Dug into the hillside next to our house is Francesco’s cave. Not that we know him — we just greet him as he parks his car in front of our yard. A few minutes later he is back with a bottle of his wine, insisting that I take it. When I offer to pay he gets offended.

This is the most natural wine I have ever tried — in every dimension. It is organic, small-batch, all the natural wine adjectives you can think of, and at the same time, none of them. Of course it’s spontaneously fermented and Funky with a capital F. It is an adventure.

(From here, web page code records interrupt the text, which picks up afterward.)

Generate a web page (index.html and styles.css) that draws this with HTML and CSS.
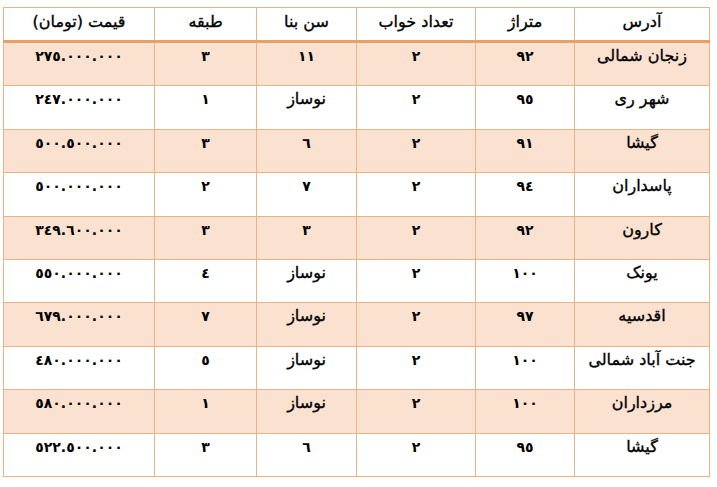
FILE: index.html
```html
<!DOCTYPE html>
<html lang="fa" dir="rtl">
<head>
<meta charset="utf-8">
<link rel="stylesheet" href="styles.css">
</head>
<body>
<table class="grid">
  <colgroup>
    <col class="c-addr"><col class="c-area"><col class="c-beds"><col class="c-age"><col class="c-floor"><col class="c-price">
  </colgroup>
  <thead>
    <tr><th>آدرس</th><th>متراژ</th><th>تعداد خواب</th><th>سن بنا</th><th>طبقه</th><th>قیمت (تومان)</th></tr>
  </thead>
  <tbody>
    <tr class="alt"><td>زنجان شمالی</td><td class="num">٩٢</td><td class="num">٢</td><td class="num">١١</td><td class="num">٣</td><td class="num">٢٧٥.٠٠٠.٠٠٠</td></tr>
    <tr><td>شهر ری</td><td class="num">٩٥</td><td class="num">٢</td><td>نوساز</td><td class="num">١</td><td class="num">٢٤٧.٠٠٠.٠٠٠</td></tr>
    <tr class="alt"><td>گیشا</td><td class="num">٩١</td><td class="num">٢</td><td class="num">٦</td><td class="num">٣</td><td class="num">٥٠٠.٥٠٠.٠٠٠</td></tr>
    <tr><td>پاسداران</td><td class="num">٩٤</td><td class="num">٢</td><td class="num">٧</td><td class="num">٢</td><td class="num">٥٠٠.٠٠٠.٠٠٠</td></tr>
    <tr class="alt"><td>کارون</td><td class="num">٩٢</td><td class="num">٢</td><td class="num">٣</td><td class="num">٣</td><td class="num">٣٤٩.٦٠٠.٠٠٠</td></tr>
    <tr><td>یونک</td><td class="num">١٠٠</td><td class="num">٢</td><td>نوساز</td><td class="num">٤</td><td class="num">٥٥٠.٠٠٠.٠٠٠</td></tr>
    <tr class="alt"><td>اقدسیه</td><td class="num">٩٧</td><td class="num">٢</td><td>نوساز</td><td class="num">٧</td><td class="num">٦٧٩.٠٠٠.٠٠٠</td></tr>
    <tr><td>جنت آباد شمالی</td><td class="num">١٠٠</td><td class="num">٢</td><td>نوساز</td><td class="num">٥</td><td class="num">٤٨٠.٠٠٠.٠٠٠</td></tr>
    <tr class="alt"><td>مرزداران</td><td class="num">١٠٠</td><td class="num">٢</td><td>نوساز</td><td class="num">١</td><td class="num">٥٨٠.٠٠٠.٠٠٠</td></tr>
    <tr><td>گیشا</td><td class="num">٩٥</td><td class="num">٢</td><td class="num">٦</td><td class="num">٣</td><td class="num">٥٢٢.٥٠٠.٠٠٠</td></tr>
  </tbody>
</table>
</body>
</html>
```

FILE: styles.css
```css
html, body {
  margin: 0;
  background: #ffffff;
}
body {
  padding: 7px 7px 0 5px;
  font-family: "DejaVu Sans", sans-serif;
  color: #000;
}
.grid {
  border-collapse: collapse;
  table-layout: fixed;
  width: 706px;
  font-size: 16px;
}
.c-addr { width: 135px; }
.c-area { width: 99px; }
.c-beds { width: 119px; }
.c-age { width: 100px; }
.c-floor { width: 102px; }
.c-price { width: 151px; }
.grid th, .grid td {
  border: 1px solid #ebb385;
  text-align: center;
  vertical-align: top;
  padding: 2px 0 0 0;
  line-height: 22px;
  font-weight: normal;
  white-space: nowrap;
  -webkit-text-stroke: 0.35px #000;
}
.grid td.num {
  font-size: 14px;
  font-weight: bold;
  padding-top: 3px;
  line-height: 21px;
  -webkit-text-stroke: 0;
}
.grid thead th {
  height: 29px;
  padding-top: 3px;
  border-bottom: 3px solid #e8a064;
}
.grid tbody td {
  height: 40.4px;
}
.grid tbody td.num {
  height: 39.4px;
}
.grid tr.alt td {
  background: #fbe2d0;
}
```
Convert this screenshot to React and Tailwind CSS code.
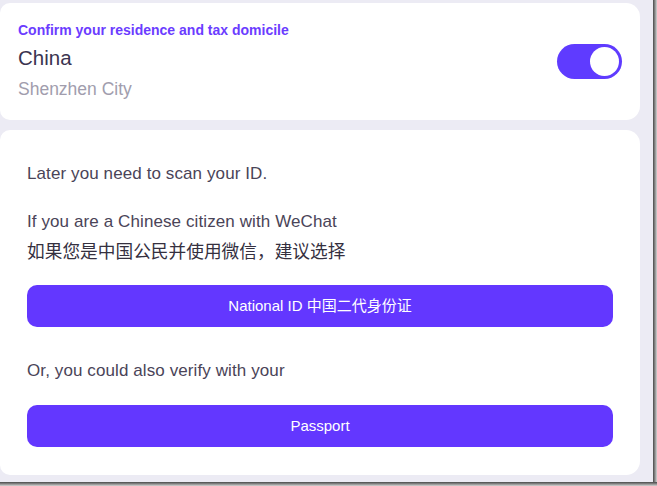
import React from 'react';

const font = { fontFamily: '"Liberation Sans", "Noto Sans CJK SC", sans-serif' };

const Toggle = () => (
  <div className="w-[65px] h-[35px] rounded-full bg-[#5f3bff] flex items-center justify-end pr-[3px]">
    <div className="w-[29px] h-[29px] rounded-full bg-white" />
  </div>
);

const PrimaryButton = ({ children }) => (
  <button className="w-full h-[42px] rounded-[10px] bg-[#6337ff] text-white text-[15px] flex items-center justify-center">
    {children}
  </button>
);

export default function App() {
  return (
    <div className="w-[657px] h-[486px] bg-white" style={font}>
      <div className="w-[657px] h-[486px] flex flex-col">
        <div className="flex h-[482px]">
          <div className="w-[653px] h-[482px] bg-[#ecebf4] pr-[13px] pt-[3px] flex flex-col gap-[10px]">
            {/* Residence card */}
            <div className="h-[117px] bg-white rounded-r-[14px] rounded-l-[10px] flex items-center justify-between pl-[18px] pr-[18px]">
              <div className="flex flex-col">
                <span className="text-[14px] font-bold text-[#6b3cff] leading-[18px]">
                  Confirm your residence and tax domicile
                </span>
                <span className="text-[20.5px] text-[#3a3450] leading-[28px] mt-[5px]">China</span>
                <span className="text-[17.5px] text-[#a19dad] leading-[26px] mt-[4px]">Shenzhen City</span>
              </div>
              <Toggle />
            </div>

            {/* Verify card */}
            <div className="h-[345px] bg-white rounded-r-[14px] rounded-l-[10px] pl-[27px] pr-[27px] pt-[32px] flex flex-col">
              <p className="text-[17px] tracking-[0.1px] text-[#4a4458] leading-[24px]">Later you need to scan your ID.</p>
              <p className="text-[17px] tracking-[0.1px] text-[#4a4458] leading-[24px] mt-[24px]">
                If you are a Chinese citizen with WeChat
              </p>
              <p className="text-[17.7px] text-[#35303f] leading-[30px] mt-[3px]">如果您是中国公民并使用微信，建议选择</p>
              <div className="mt-[18px]">
                <PrimaryButton>National ID 中国二代身份证</PrimaryButton>
              </div>
              <p className="text-[17px] tracking-[0.1px] text-[#4a4458] leading-[24px] mt-[32px]">
                Or, you could also verify with your
              </p>
              <div className="mt-[22px]">
                <PrimaryButton>Passport</PrimaryButton>
              </div>
            </div>
          </div>
          <div className="w-[4px] h-[482px] bg-gradient-to-r from-[#4a4a4a] to-[#d4d4d4]" />
        </div>
        <div className="w-[657px] h-[4px] bg-gradient-to-b from-[#4a4a4a] to-[#d4d4d4]" />
      </div>
    </div>
  );
}
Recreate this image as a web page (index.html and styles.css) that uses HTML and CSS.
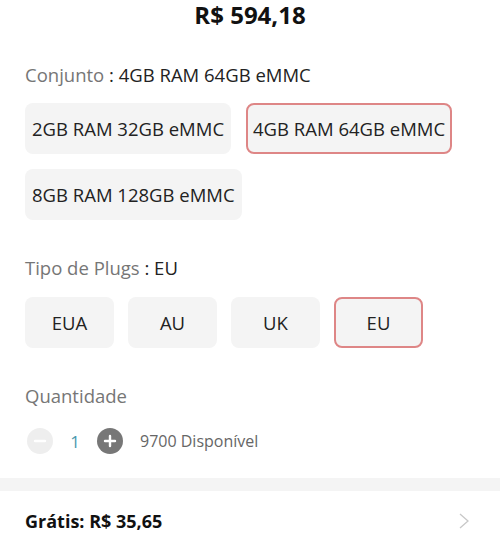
FILE: index.html
```html
<!DOCTYPE html>
<html lang="pt-BR">
<head>
  <meta charset="UTF-8">
  <title>Produto</title>
  <meta name="viewport" content="width=device-width, initial-scale=1">
  <link rel="stylesheet" href="styles.css">
</head>
<body>
  <div class="price">R$ 594,18</div>

  <div class="section">
    <div class="label">Conjunto <span class="value">: 4GB RAM 64GB eMMC</span></div>
    <div class="options">
      <button class="opt">2GB RAM 32GB eMMC</button>
      <button class="opt selected">4GB RAM 64GB eMMC</button>
      <button class="opt">8GB RAM 128GB eMMC</button>
    </div>
  </div>

  <div class="section plugs">
    <div class="label">Tipo de Plugs <span class="value">: EU</span></div>
    <div class="options">
      <button class="opt plug">EUA</button>
      <button class="opt plug">AU</button>
      <button class="opt plug">UK</button>
      <button class="opt plug selected">EU</button>
    </div>
  </div>

  <div class="section qty">
    <div class="label">Quantidade</div>
    <div class="qty-row">
      <span class="circle minus">
        <svg width="26" height="26" viewBox="0 0 26 26"><path d="M8 13h10" stroke="#fff" stroke-width="2.4" stroke-linecap="round"/></svg>
      </span>
      <span class="count">1</span>
      <span class="circle plus">
        <svg width="26" height="26" viewBox="0 0 26 26"><path d="M8 13h10M13 8v10" stroke="#fff" stroke-width="2.4" stroke-linecap="round"/></svg>
      </span>
      <span class="stock">9700 Disponível</span>
    </div>
  </div>

  <div class="band"></div>

  <div class="shipping">
    <span>Grátis: R$ 35,65</span>
    <svg class="chev" width="12" height="16" viewBox="0 0 12 16"><polyline points="2,1 10,8 2,15" fill="none" stroke="#c8c8c8" stroke-width="1.3"/></svg>
  </div>
</body>
</html>
```

FILE: styles.css
```css
body {
  margin: 0;
  font-family: "Open Sans", Arial, sans-serif;
  color: #222;
  background: #fff;
}
.price {
  text-align: center;
  font-size: 24px;
  font-weight: 700;
  line-height: 30px;
  padding-top: 0;
  color: #111;
}
.section { padding: 0 25px; }
.label {
  font-size: 18.5px;
  line-height: 24px;
  color: #767676;
  margin-top: 33px;
}
.label .value { color: #222; }
.options {
  display: flex;
  flex-wrap: wrap;
  gap: 15px;
  margin-top: 16px;
}
.opt {
  font-family: inherit;
  font-size: 18.5px;
  color: #222;
  background: #f4f4f4;
  border: 2px solid transparent;
  border-radius: 8px;
  height: 51px;
  padding: 0 5px;
  cursor: pointer;
}
.opt.selected { border-color: #de8686; }
.plugs .label { margin-top: 36px; }
.plugs .options { gap: 14px; margin-top: 17px; }
.opt.plug { width: 89px; }
.qty .label { margin-top: 36px; }
.qty-row {
  display: flex;
  align-items: center;
  margin-top: 20px;
  height: 26px;
}
.circle {
  width: 26px;
  height: 26px;
  border-radius: 50%;
  display: flex;
}
.circle.minus { background: #eee; margin-left: 2px; }
.circle.plus { background: #777; }
.count {
  font-size: 17px;
  color: #4a98ae;
  width: 44px;
  text-align: center;
}
.stock {
  font-size: 16px;
  color: #666;
  margin-left: 17px;
}
.band {
  height: 13px;
  background: #f4f4f4;
  margin-top: 24px;
}
.shipping {
  display: flex;
  justify-content: space-between;
  align-items: center;
  padding: 0 30px 0 25px;
  margin-top: 18px;
  font-size: 18px;
  font-weight: 700;
  line-height: 24px;
  color: #111;
}
```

I visit Francesco in his cave to return the empty bottle. He is a bit confused as to why it took me longer than one day to drink it. While most families only produce red wine, Francesco is a bit more experimental, he tells me proudly. He pops open a bottle of his Pet Nat and his Orange Wine for me to taste. He doesn’t call it that of course, but I deduce it from his explanations Which he gives in Italian, which I don’t speak.. Interesting how tasting the amazing complexity, depth and rawness of natural wine at the same time gives you an appreciation for the cleanness, clarity and harmony of commercial wine. I wouldn’t want to have to choose.

Repository [Grottole] §

Co-Living
Wonder Grottole 40° 36.108′ N 16° 23.136′ E Wonder Grottole is an amazing project, establishing sustainable tourism in Grottole. We stayed at Wonder Casa for tree weeks, and I couldn’t recommend it more.
Coffee
Barzolletta 40° 36.036′ N 16° 23.064′ E The town’s true center.
Lunch
Sandwiches from the Deli Counter of Carrefour 40° 36.186′ N 16° 22.8′ E Theresa makes the best sandwiches. Ask for Mortadella, spicy Spianata and Mozzarella.
Dinner
Bar Trattoria Quaranta 40° 36.15′ N 16° 22.89′ E Whatever you do, do not miss out on Elena’s homemade pasta. Her “Pasta con i peperoni cruschi” might be the best pasta I’ve ever had.